In simple words, Machine Learning is the art of making smart machines learn about a particular thing or environment by giving them data pertaining to that thing or environment and using algorithms to help them make sense of that data.
Now we've gotten a background on our subject themes let us go down to the central issue and look at...
Why Python is used for Machine Learning
It's Simple and consistent
The world of Machine Learning is made up of complex algorithms and versatile workflows but python offers concise and readable code and this helps Machine Learning developers focus more on creatively solving problems rather than having to figure out the complexity of a programming language.
Python is said to be a very intuitive and language and this makes it appealing to Machine Learning developers to build complex models with.
Extensive Library Ecosystem
Building Machine Learning models can quickly become complex and tricky. In order to reduce that complexity, open-source libraries have been built to make the creation of Machine Learning models easier.

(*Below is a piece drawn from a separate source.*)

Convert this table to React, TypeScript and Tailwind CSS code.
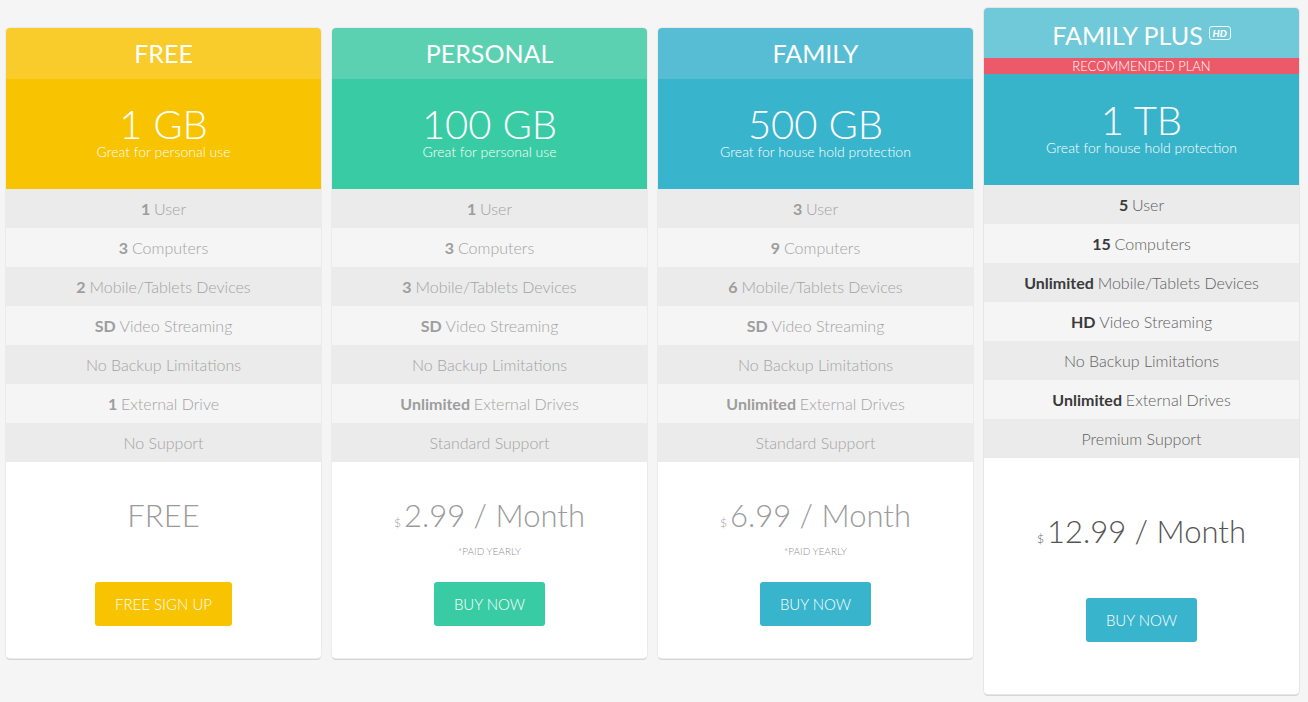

Software libraries are pre-written codes that are used to solve common problems. To understand software libraries you must first understand that a software developers life is filled with writing of code but sometimes some of the code written is so common that it makes no sense for all software developers to keep on writing them over and over again. Just like it wouldn't make sense for an author to write a book for each individual buyer when they can simply just print the books and distribute them. To learn more about Software Libraries click here
In simple non-esoteric words, Software libraries are pieces of code Platform that are used constantly when developing software that developers decided to just write and compile all of them in a package and distribute then name something ridiculous like pandas🤣.
Python is so popular amongst Machine Learning Engineers because a lot of those software libraries are written in it, libraries like;
- Pandas:For data analysis.
- Keras:For building deep learning models.
- MatplotLib:For data visualization.
- Numpy:For building and manipulating arrays.
- Sklearn:For building Machine Learning Models.
- Tensorflow:For building Neural Networks.
There are lots more libraries, for a somewhat exhaustive list click here
Platform Independence
Platform Independence simply means the ability of a programming language to allow developers to run the same code on different machines like Linux, Windows and macOS. If you think platform independence is not a big issue go learn CSS😅.
Python code can be used to create standalone executable programs for most common operating systems, which means that Python software can be easily distributed and used on those operating systems without a Python interpreter up and running on that system.
Another thing you can often find companies and data scientists who use their own machines with powerful Graphics Processing Units (GPUs) to train their ML models. And the fact that Python is platform-independent makes this training a lot cheaper and easier.
Vibrant and Active Community
In a developer survey by StackOverflow, Python was amongst the 5 most popular languages and in a world where they are 700 or more programming languages that's saying a lot.
In the survey, it is shown that 26% of all python developers use the language for web development so 26% of the Python community is made up of Web developers, but Machine Learning and data analysis come in a close second with 27% combined so the Python Machine Learning community is very large and this means that you can easily get help anywhere you are stuck.
below is a picture showing the StackOverflow developer survey spoken of above
Now we've spoken about the major reason why Python is popularly used for Machine Learning, you might be wondering if they are alternatives and that brings us to.....
Other Languages used for Machine Learning.
The field of AI and Machine Learning is still a growing one and even though Python is the go-to language for Machine Learning and it may still be for years to come they are still some other alternatives and we'll talk about them below:
R
R is generally applied when you need to analyze and manipulate data for statistical purposes. R has packages such as Gmodels, Class, Tm, and RODBC that are commonly used for building machine learning projects. These packages allow developers to implement machine learning algorithms without the extra hassle and let them quickly implement business logic.
R was created by statisticians to meet their needs. This language can give you in-depth statistical analysis whether you’re handling data from an IoT device or analyzing financial models.
Scala
Scala is invaluable when it comes to big data. It offers data scientists an array of tools such as Saddle, Scalalab, and Breeze. Scala has great concurrency support, which helps with processing large amounts of data. Since Scala runs on the JVM, it goes beyond all limits hand in hand with Hadoop, an open-source distributed processing framework that manages data processing and storage for big data applications running in clustered systems. Despite fewer machine learning tools compared to Python and R, Scala is highly maintainable.
Julia
If you need to build a solution for high-performance computing and analysis, you might want to consider Julia. Julia has a similar syntax to Python and was designed to handle numerical computing tasks. Julia provides support for deep learning via the TensorFlow.jl wrapper and the Mocha framework.
However, the language is not supported by many libraries and doesn’t yet have a strong community like Python because it’s relatively new.
Java
Another language worth mentioning is Java. Java is object-oriented, portable, maintainable, and transparent. It’s supported by numerous libraries such as WEKA and Rapidminer.
Java is widespread when it comes to natural language processing, search algorithms, and neural networks. It allows you to quickly build large-scale systems with excellent performance.
But if you want to perform statistical modelling and visualization, then Java is the last language you want to use. Even though there are some Java packages that support statistical modelling and visualization, they aren’t sufficient. Python, on the other hand, has advanced tools that are well supported by the community.
EndNote
In Machine Learning and programming in general it usually does not matter the language you use as Programming Languages are nothing but tools. But it is always a safe bet to use a proven tool when building Would you choose a machete over a Saw when trying to cut wood?